Você afirma que "o STF não pode ceder à pressão e à chantagem a que querem submetê-lo, a todo momento, nesta grave quadra da vida nacional, nem ao achincalhamento de suas decisões por alguns juízes e procuradores cujo ego é inversamente proporcional à sua escassa idade, bom senso e experiência, ou --- talvez porque não se ensine nos cursinhos que preparam para os concursos --- ao seu entendimento do que são a Democracia e o regime presidencialista, repentinamente alçados a uma súbita e artificial notoriedade, por uma midia comprometida e irresponsável, que não sabe que está amarrando a sua égua justamente onde a onça bebe água".

Pois bem, no momento em que se fala em implantar no Brasil essa aberração denominada Escola sem Partido, aproveito para alertar que o recém falecido Jarbas Passarinho, quando Ministro da Educação deste país (3 de novembro de 1969 a 15 de março de 1974), retirou do Ensino Médio o estudo da Filosofia sob a mesma alegação que hoje se faz: a de que tal matéria contribuiria para a formação de subversivos.

Lembro-me do querido Professor João Itagiba, em meio a um grupo de alunos do Curso Clássico, do Colégio Canadá, em Santos-SP, no início dos anos 70, indignado com o crime que o dito Passarinho acabara de cometer, certamente inspirado e induzido por influência externa. Dizia: "Os jovens vão desaprender de pensar!", explicando sua discordância com a medida tomada pelo governo militar, para quem quisesse ouvir, apesar dos temerosos anos que então vivíamos.

E, de fato, o que se viu dali em diante, no Brasil, foi o galopante esvaziamento do debate político-ideológico e o progressivo surgimento de uma juventude idiotizada, treinada para atuar sem contestação em prol do usufruto e do fortalecimento da cultura do consumo pelo consumo, o tal materialismo individualista, egoísta, predatório. Passamos a criar gilmares, moros, cunhas, aécios e todos esses que estão aí, abaixo da linha dos sessenta anos, formados sob os auspícios daquela Lei Passarinho.
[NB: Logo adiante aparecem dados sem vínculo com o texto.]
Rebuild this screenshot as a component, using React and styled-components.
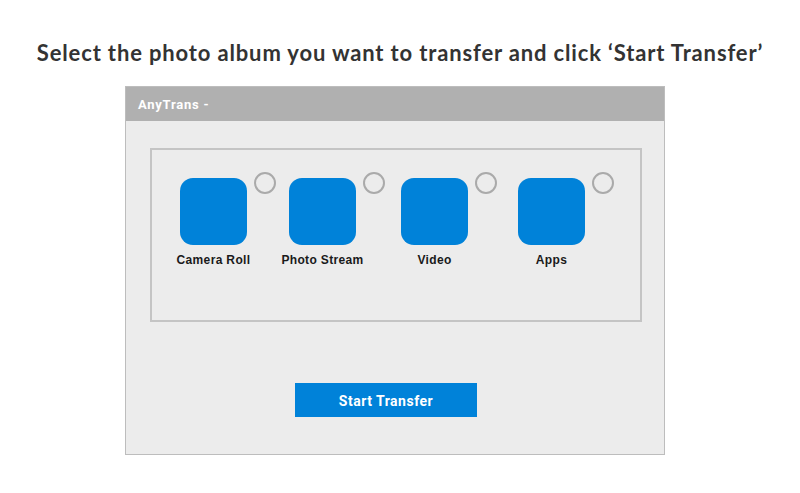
import React from "react";
import styled, { createGlobalStyle } from "styled-components";

const GlobalStyle = createGlobalStyle`
  html, body {
    margin: 0;
    padding: 0;
    background: #ffffff;
  }
`;

const Page = styled.div`
  width: 800px;
  height: 493px;
  display: flex;
  flex-direction: column;
  overflow: hidden;
`;

const Heading = styled.h1`
  align-self: center;
  margin: 38px 0 0;
  height: 30px;
  line-height: 30px;
  font-family: "Lato", "DejaVu Sans", sans-serif;
  font-weight: 700;
  font-size: 22px;
  color: #333333;
  letter-spacing: 0.85px;
  white-space: nowrap;
`;

const Window = styled.div`
  margin-top: 18px;
  margin-left: 125px;
  width: 538px;
  height: 367px;
  border: 1px solid #bdbdbd;
  background: #ececec;
  display: flex;
  flex-direction: column;
`;

const TitleBar = styled.div`
  height: 34px;
  background: #b0b0b0;
  display: flex;
  align-items: center;
  padding-left: 12px;
  font-family: "Roboto", "Liberation Sans", sans-serif;
  font-weight: 700;
  font-size: 13px;
  color: #ffffff;
  letter-spacing: 0.75px;
`;

const Body = styled.div`
  flex: 1;
  display: flex;
  flex-direction: column;
  padding: 27px 0 0 24px;
`;

const Panel = styled.div`
  box-sizing: border-box;
  width: 492px;
  height: 174px;
  border: 2px solid #c4c4c4;
  display: flex;
  align-items: flex-start;
  padding-top: 28px;
`;

const Item = styled.div`
  position: relative;
  margin-left: ${({ $offset }) => $offset}px;
  width: 67px;
  display: flex;
  flex-direction: column;
  align-items: center;
`;

const Tile = styled.div`
  width: 67px;
  height: 67px;
  border-radius: 13px;
  background: #0082d9;
`;

const Radio = styled.div`
  position: absolute;
  top: -6px;
  left: 74px;
  width: 18px;
  height: 18px;
  border: 2px solid #aaaaaa;
  border-radius: 50%;
`;

const Label = styled.div`
  margin-top: 8px;
  font-family: "Liberation Sans", Arial, sans-serif;
  font-weight: 700;
  font-size: 12px;
  letter-spacing: 0.35px;
  color: #1a1a1a;
  white-space: nowrap;
`;

const Footer = styled.div`
  display: flex;
  padding: 61px 0 0 145px;
`;

const StartButton = styled.button`
  width: 182px;
  height: 34px;
  padding-top: 2px;
  border: none;
  background: #0082d9;
  color: #ffffff;
  font-family: "Roboto", "Liberation Sans", sans-serif;
  font-weight: 700;
  font-size: 14px;
  letter-spacing: 0.5px;
  cursor: pointer;
`;

const albums = [
  { name: "Camera Roll", offset: 28 },
  { name: "Photo Stream", offset: 42 },
  { name: "Video", offset: 45 },
  { name: "Apps", offset: 50 },
];

const App = () => {
  return (
    <>
      <GlobalStyle />
      <Page>
        <Heading>Select the photo album you want to transfer and click ‘Start Transfer’</Heading>
        <Window>
          <TitleBar>AnyTrans -</TitleBar>
          <Body>
            <Panel>
              {albums.map((album) => (
                <Item key={album.name} $offset={album.offset}>
                  <Tile />
                  <Radio />
                  <Label>{album.name}</Label>
                </Item>
              ))}
            </Panel>
            <Footer>
              <StartButton>Start Transfer</StartButton>
            </Footer>
          </Body>
        </Window>
      </Page>
    </>
  );
};

export default App;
Ah, dirão alguns, mas Cardoso, Serra, Temer e outros da mesma faixa de idade, hoje influentes na política nacional, formaram-se antes daquela e de outras tragédias impostas pela ditadura militar. Sim, mas estes, por óbvio, se incluem na cota dos indivíduos de pouco caráter, covardes, fracos, traidores de seus grupos e de suas próprias consciências, cota essa que, infelizmente, existe em todas as sociedades, de qualquer época. São os indignos.